● **Exercise details**: Copy each line below in which the string "this" occurs.

● **Information provided**:
┄┄┄┄┄┄┄┄┄┄
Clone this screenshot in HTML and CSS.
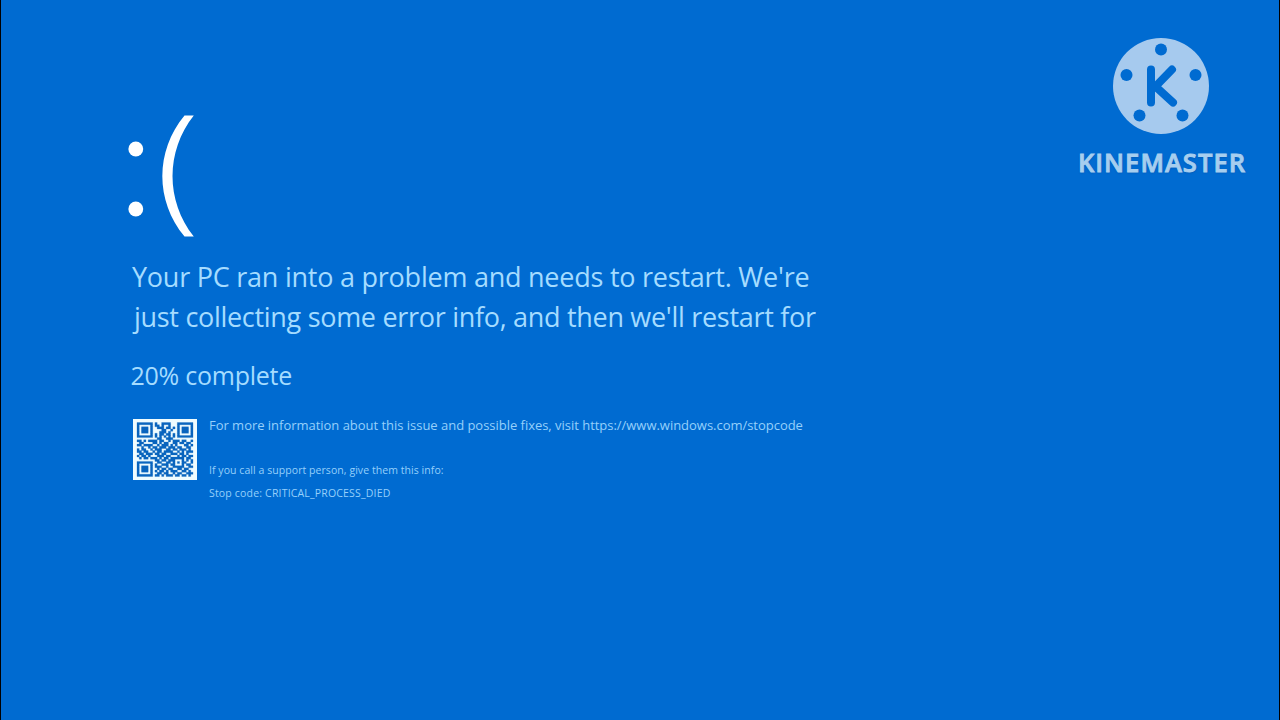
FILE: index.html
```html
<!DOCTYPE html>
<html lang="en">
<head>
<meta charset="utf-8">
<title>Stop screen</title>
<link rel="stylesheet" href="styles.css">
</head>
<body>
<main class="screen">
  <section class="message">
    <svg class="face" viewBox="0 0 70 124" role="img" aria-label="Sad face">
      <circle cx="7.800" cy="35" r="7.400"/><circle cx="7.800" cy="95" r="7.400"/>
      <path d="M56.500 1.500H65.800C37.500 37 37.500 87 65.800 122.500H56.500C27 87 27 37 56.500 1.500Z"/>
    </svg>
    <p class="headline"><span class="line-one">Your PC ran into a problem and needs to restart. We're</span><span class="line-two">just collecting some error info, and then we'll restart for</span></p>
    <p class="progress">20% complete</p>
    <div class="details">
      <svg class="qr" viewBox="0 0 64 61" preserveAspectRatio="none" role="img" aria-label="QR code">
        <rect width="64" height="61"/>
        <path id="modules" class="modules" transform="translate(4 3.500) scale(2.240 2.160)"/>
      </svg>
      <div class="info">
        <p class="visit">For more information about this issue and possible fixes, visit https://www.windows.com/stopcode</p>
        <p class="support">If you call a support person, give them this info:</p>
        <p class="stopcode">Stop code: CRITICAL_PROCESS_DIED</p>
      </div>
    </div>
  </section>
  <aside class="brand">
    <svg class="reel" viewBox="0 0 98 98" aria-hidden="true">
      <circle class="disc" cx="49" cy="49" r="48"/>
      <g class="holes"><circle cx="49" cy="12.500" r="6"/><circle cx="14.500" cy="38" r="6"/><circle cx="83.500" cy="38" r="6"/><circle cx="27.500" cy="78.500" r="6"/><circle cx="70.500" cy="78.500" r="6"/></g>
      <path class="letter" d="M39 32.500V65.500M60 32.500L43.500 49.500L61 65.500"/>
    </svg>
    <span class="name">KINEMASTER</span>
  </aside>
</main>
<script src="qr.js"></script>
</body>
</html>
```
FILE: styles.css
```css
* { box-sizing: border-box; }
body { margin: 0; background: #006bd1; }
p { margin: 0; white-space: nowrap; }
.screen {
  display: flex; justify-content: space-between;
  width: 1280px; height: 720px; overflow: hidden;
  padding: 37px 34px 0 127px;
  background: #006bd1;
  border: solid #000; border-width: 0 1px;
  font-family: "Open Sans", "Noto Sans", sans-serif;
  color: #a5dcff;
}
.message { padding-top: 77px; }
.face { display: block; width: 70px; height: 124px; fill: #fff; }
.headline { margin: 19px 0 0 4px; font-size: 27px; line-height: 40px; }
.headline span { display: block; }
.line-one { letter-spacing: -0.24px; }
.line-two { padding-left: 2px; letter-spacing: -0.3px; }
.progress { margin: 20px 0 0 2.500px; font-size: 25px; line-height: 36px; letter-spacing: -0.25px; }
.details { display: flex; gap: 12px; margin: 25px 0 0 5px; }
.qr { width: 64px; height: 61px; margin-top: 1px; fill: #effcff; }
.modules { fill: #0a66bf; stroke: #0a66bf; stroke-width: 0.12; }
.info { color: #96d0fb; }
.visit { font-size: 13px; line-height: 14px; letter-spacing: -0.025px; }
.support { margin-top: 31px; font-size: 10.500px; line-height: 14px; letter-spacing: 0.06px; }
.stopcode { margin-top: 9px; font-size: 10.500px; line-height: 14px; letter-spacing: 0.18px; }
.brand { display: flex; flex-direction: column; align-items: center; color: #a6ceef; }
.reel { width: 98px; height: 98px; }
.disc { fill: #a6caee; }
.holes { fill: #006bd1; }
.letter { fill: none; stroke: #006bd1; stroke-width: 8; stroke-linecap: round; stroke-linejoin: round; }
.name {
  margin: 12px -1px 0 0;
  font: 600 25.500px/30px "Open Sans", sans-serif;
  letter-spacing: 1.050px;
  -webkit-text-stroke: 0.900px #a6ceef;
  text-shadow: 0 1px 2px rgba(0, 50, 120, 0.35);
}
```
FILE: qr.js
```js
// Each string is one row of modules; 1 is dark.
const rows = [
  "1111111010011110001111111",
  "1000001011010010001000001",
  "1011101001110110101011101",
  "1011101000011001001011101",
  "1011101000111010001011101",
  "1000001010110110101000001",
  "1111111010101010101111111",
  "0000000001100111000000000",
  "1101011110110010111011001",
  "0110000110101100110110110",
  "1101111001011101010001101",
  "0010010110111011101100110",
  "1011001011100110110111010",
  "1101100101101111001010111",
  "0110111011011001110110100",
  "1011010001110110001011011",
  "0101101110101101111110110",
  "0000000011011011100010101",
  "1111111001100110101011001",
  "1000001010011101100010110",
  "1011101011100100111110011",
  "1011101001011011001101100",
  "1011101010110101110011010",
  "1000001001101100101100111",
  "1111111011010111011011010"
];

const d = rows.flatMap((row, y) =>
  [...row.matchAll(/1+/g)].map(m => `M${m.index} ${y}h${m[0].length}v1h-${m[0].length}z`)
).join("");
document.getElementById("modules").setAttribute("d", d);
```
┄┄┄┄┄┄┄┄┄┄
● **Final result**:
Clone this screenshot in HTML and CSS.
        <p class="visit">For more information about this issue and possible fixes, visit https://www.windows.com/stopcode</p>
        <p class="support">If you call a support person, give them this info:</p>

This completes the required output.